We have featured the music of Mother Juniper, a recording project led by Lindsay Skedgell, several times in the last six months—first with debut single ‘Carolina’ and later with follow-up ‘Black Locust’. We described how they “use traditional folk influences and subtle ambient textures to conjure songs at once organic and ethereal,” and combine traits of myths, dreams and centuries-old folk tradition to conjure something that feels novel yet strangely timeless.
For their latest release, Parlor Songs, Mother Juniper teamed up with Doctor Delia, an artist based in Portland, Oregon who describes themselves as “an entity specializing in tinctures, alchemical transubstantiation, and old-time new-time music.” From that description alone it is plain to see Mother Juniper and Doctor Delia make the perfect creative partners. Together they crafted something subtly beautiful, a collection of lovingly home-recorded and truly collaborative songs which feel not quite of our time.
Indeed, as the title suggests, Parlor Songs is a throwback to another era, one before the wide availability of recorded music, where people had to sing and play to entertain each other. Recorded in a single day in “an old room with a red piano […] with one microphone in a boot, and one bottle,” the album possesses an intangible sense of homespun communal spirit. Its songs build from uncertain intros, often accentuated with whispered questions or comments between artists, into rhythms and flows which feel like something passing through the room.

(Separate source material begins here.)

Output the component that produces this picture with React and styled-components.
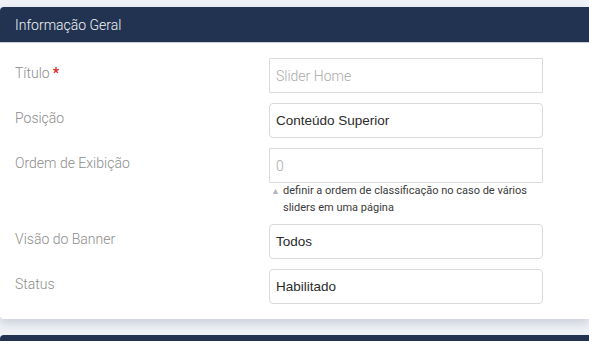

Clocking in at just over 90 seconds, opener ‘Orange Tree’ is a wonderfully simple and sincere folk song. “Down by the orange tree” it begins “where the juice drips drips drips drips / I found a swarm of bees.” But it also displays the record’s stranger side too, a surreal sleep logic that melds reality and fantasy, imagined scenes becoming indistinguishable from the physical. The bees go on to live in the narrator’s head, take a trip to the south without ever stepping from beneath the orange tree.
Left town on a Saturday
drove down to New Orleans
and it seems we’ve been inside a dream
where the scenes skip skip skip skip skip
The rest of the album continues along a similar path, bringing together songs pre-written and songs made up on the day, simply crafted but enveloped in a veil of mystery. Some tracks, like ‘Bathtub Song’ are wordless and feel improvised, plucked from the ether in that quiet room, while others contain more distinctive storytelling. “There are things you’ll never know” goes ‘Steam Risin’ as it shuffles and shambles in tuneful disorder, feeling like something of a mission statement for the project, while ‘Old Morass’ slows things down with ponderous and poignant piano.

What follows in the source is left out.